# Car travelling around arc of circle

1. Jul 22, 2007

### boatman

This is not a homework problem, but a friend and I were discussing this and have not come to an agreement as yet.

Supposing that we are in a car which is traveling a left curve in the road which is of constant radius, and we still have some way to go before the road becomes straight again. While traversing this curved section of road the driver senses that the car is moving so fast that it is in danger of sliding off the road.

Here is the question; If the driver wishes to reduce the chance of the car sliding sideways the best thing to do is which of the following?

A. Immediately apply the brakes to reduce speed of the car whilst still in the curved part of the road.

B. Put the car's transmission in neutral and allow the car to slowly reduce speed due to air resistance and rolling resistance, but do not apply brakes.

The two ideas being discussed here are:

1) Braking would be good because a slower car is less likely to slide when traversing a turn in the road.

2) Braking would be bad because it would increase the force vector to a point which may exceed the static friction of the tire to the road, the tire would then slide on the road and when sliding would have less friction on the road than if not sliding.

2. Jul 22, 2007

### marcusl

Answer b is correct. People who drive in icy and snowy climates know that applying brakes in a turn when the tires are near their limit of adhesion can start a skid.

3. Jul 22, 2007

### gabee

Hmm, this is an interesting problem...

If you have two forces acting on the car--a static frictional force toward the center of the circular path of the car (the centripetal force) and a braking force applied backwards on the car (tangential to its direction), then the magnitude of the forces combined cannot exceed the maximum force of static friction.

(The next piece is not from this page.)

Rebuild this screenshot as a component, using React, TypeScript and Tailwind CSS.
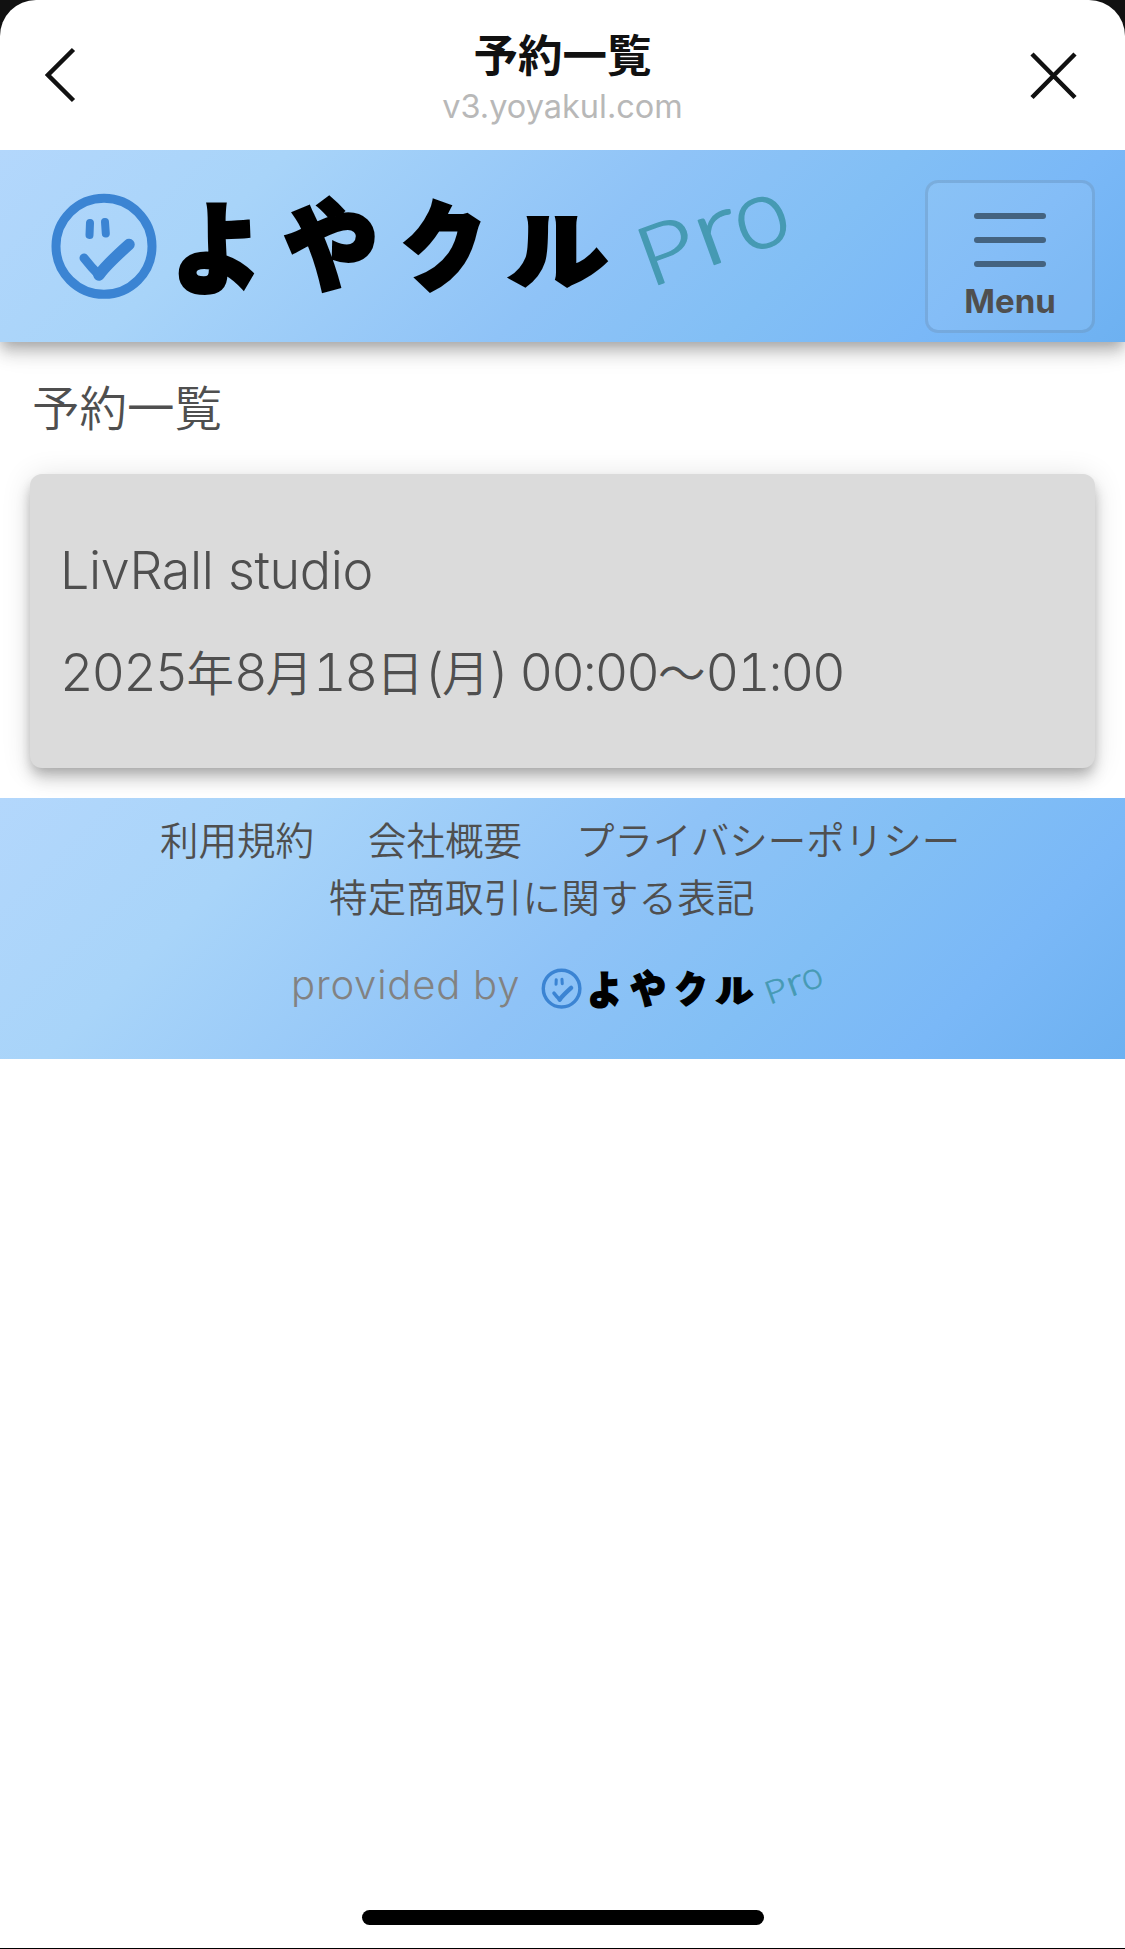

$$\sqrt{F_{braking} + F_{centripetal}} = F_{s\,max}$$

$$\sqrt{m a_{braking} + \frac{mv^2}{r}} = \mu_{s\,max}mg$$

$$m a_{braking} + \frac{mv^2}{r} = \mu_{s\,max}^2m^2g^2$$

$$a_{braking} = \mu_{s\,max}^2mg^2 - \frac{v^2}{r}$$

This tells us at what deceleration the forces become too large and overcome the static frictional force (i.e. the car will slide).

But is this right? Plugging in values like $$\mu_{s\,max}$$ = 0.15, m = 1300 kg, v = 30 m/s, r = 10 m gives enormously large answers...with these numbers, a_braking = 2070.9 m/s^2. Of course this is only a very very rough interpretation so you can't really apply this to the real world, but it's strange that you should get such a large maximum deceleration for such a small, fast turn on ice....

Last edited: Jul 23, 2007
4. Jul 25, 2007

### gabee

EDIT: this is the correct solution, in the above post I forgot the Pythagorean theorem *doh*

Given a certain coefficient of friction $\mu_{s\,max}$, velocity v and circular path radius r such that

$$\mu_{s\,max} g > \frac{v^2}{r}$$ (if it isn't, you'd be sliding already!),

your maximum deceleration while braking is given by:

$$a_{max} = \sqrt{\left(\mu_{s\,max}g\right)^2 - (\frac{v^2}{r})^2}$$

And this solution gives reasonable answers...for $\mu_{s\,max}$ = 0.15 (rubber on ice), v = 5 m/s (about 11 mph) and r = 30 m, your maximum deceleration during braking is about 1.211 m/s^2. My car decelerates due to friction (on its own, no braking) at these low speeds at about 0.45 m/s^2.

I think I would definitely choose B.

Last edited: Jul 25, 2007